First up, a sculpture mentioned in Villoro’s book: Malgre Tout by the Mexican artist Jesus F. Contreras.

I don’t care about the history of the sculpture. I don’t care about technique. Contreras seems like he’d be interesting to learn more about (he only had one arm when he sculpted it??) but I don’t care about that right now.

What do I care about?

Only what I see with my untrained eyes.

I see this: She crash landed onto the ground from somewhere. Not heaven or a spaceship but something made her fall down to earth. She hit the ground hard. Naked (exposed) and bound (constrained) but she struggles to move ahead. How many times have you felt exposed? Do you let yourself be exposed? Maybe you’ve learned from a lifetime of hits and slams to cover yourself. Don’t let a single inch of your self be exposed to the world, ever. So you don’t, you can’t, you won’t. But she is.

What about constrained? Her hands are shackled behind her back. Are yours?
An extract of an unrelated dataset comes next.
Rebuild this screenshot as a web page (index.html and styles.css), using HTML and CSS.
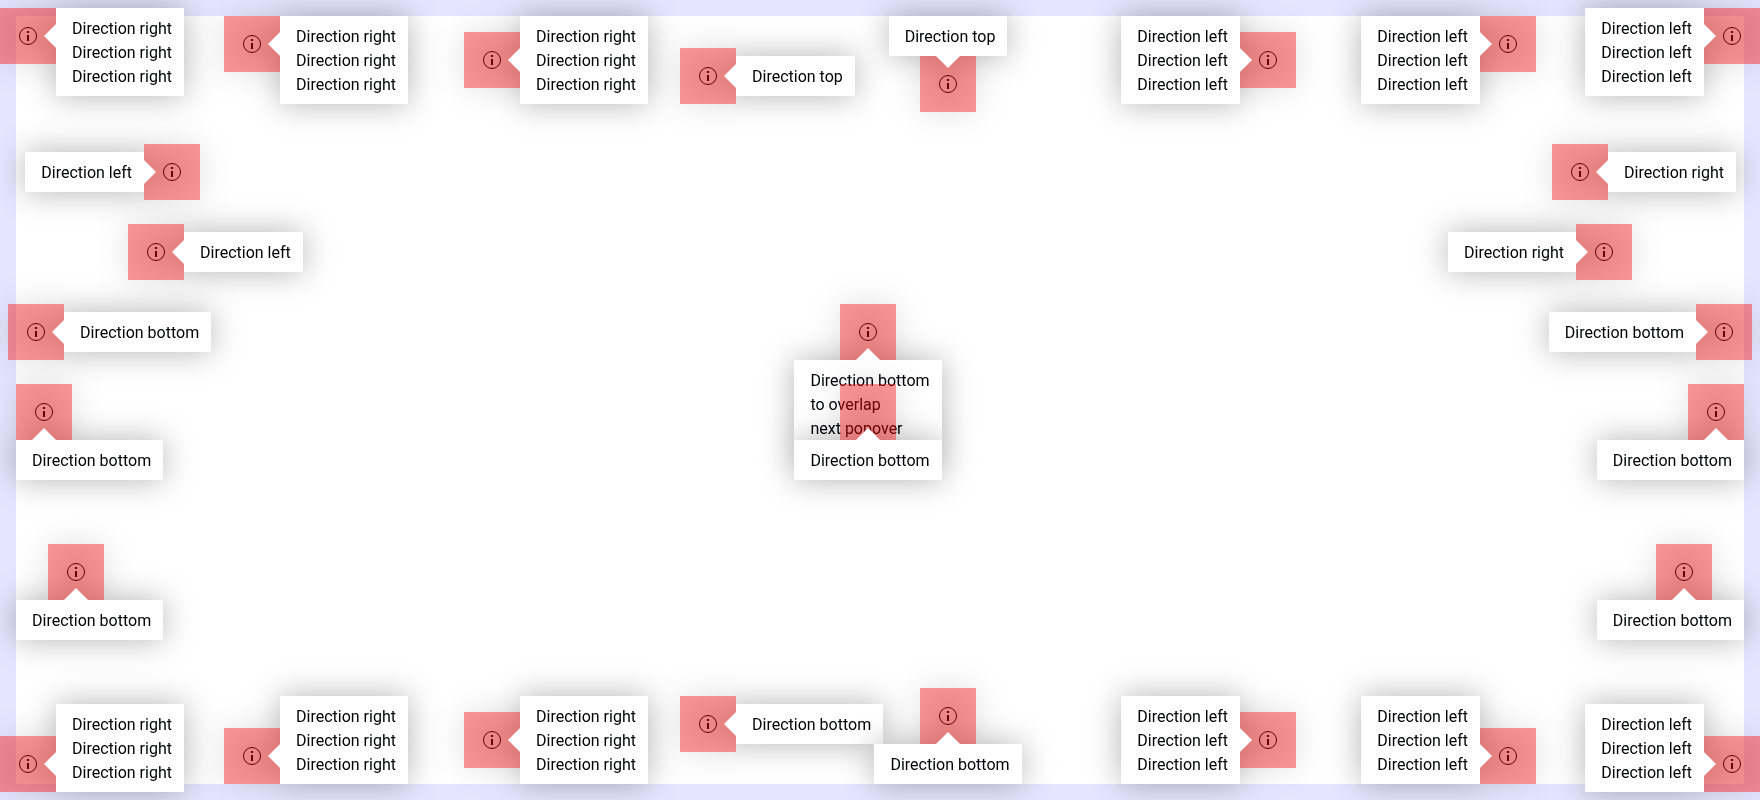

No, not literally, of course not, but maybe you’re shackled in other ways, only you can’t admit that to yourself, because if you acknowledged your own shackles, if you looked at them, then you would see your own nakedness. Even worse, the world might see. Who wants that?

This naked, shackled woman is crawling forward. She’s propelling herself forward, despite her shackles, despite her nakedness, her face is fixed on something ahead. Fear? No. Desperation? Maybe. Desire? Yeah. She wants something real bad, so bad she’ll chase after it. She doesn’t care that she’s exposed. She doesn’t care that she’s bound. All she knows is she wants that thing, and she’ll chase after it.

Or maybe I’m reading it all wrong. She didn’t crash down to the ground. She’s a prisoner, crawling along the dirt, about to give up. She knows she’s naked and bound and there’s no escape and this is a stubborn woman’s last moment of stupid hope that she really can break free but she can’t.

According to Wikipedia, Malgre Tout is French for In Spite of Everything. I like the hope in the name. I really do. But what I’m left with is her futility. Trapped. Alone. Stuck like that, forever.